How you respond to injuries is far more important than the injuries themselves. Can you stay the course when things don’t go as planned and you don’t feel 100%? Find a way imperfectly forward.
Summary
Put simply, injuries result from stress that outstrips capacity. Capacity, unfortunately, has a myriad of inputs that make it difficult to determine precisely on any given day. But if you’re able to tap into strategies that make increases in stress more manageable, you can give yourself a fighting chance.
The harsh reality is that you cannot completely avoid injury if you’re training with great effort. There are too many variables at play, and stress and capacity are too granular and unpredictable to stay on top of with any degree of certainty.
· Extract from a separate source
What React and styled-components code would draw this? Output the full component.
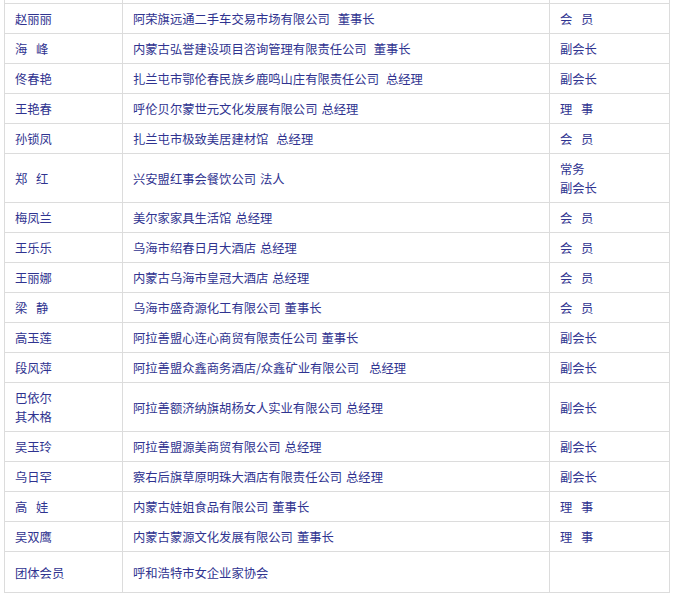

But the broader and infinitely more important message is that injuries and pain are part of physically pushing yourself. There will never exist a utopia where you can perfectly manage stress. Luckily, our bodies are great at repairing themselves.
Now, to close out this already too-long article. Injuries are part of the game. Do what you can to minimize them, but when they do happen, learn from them and move on. Godspeed.
For the context of this article, we will consider strength and capacity to be interchangeable. You could also use the term “resilience” to refer to strength in a defensive capacity rather than an offensive one.
I made these percentages up, but they should illustrate the point.
RPE stands for rating of perceived exertion. It’s a 1-10 scale most commonly used as the inverse of RIR (reps in reserve). An RPE of 9, for example, would be equivalent to an RIR of 1, meaning you could have only done one more repetition of an exercise. True failure is represented by RPE 10 or RIR 0.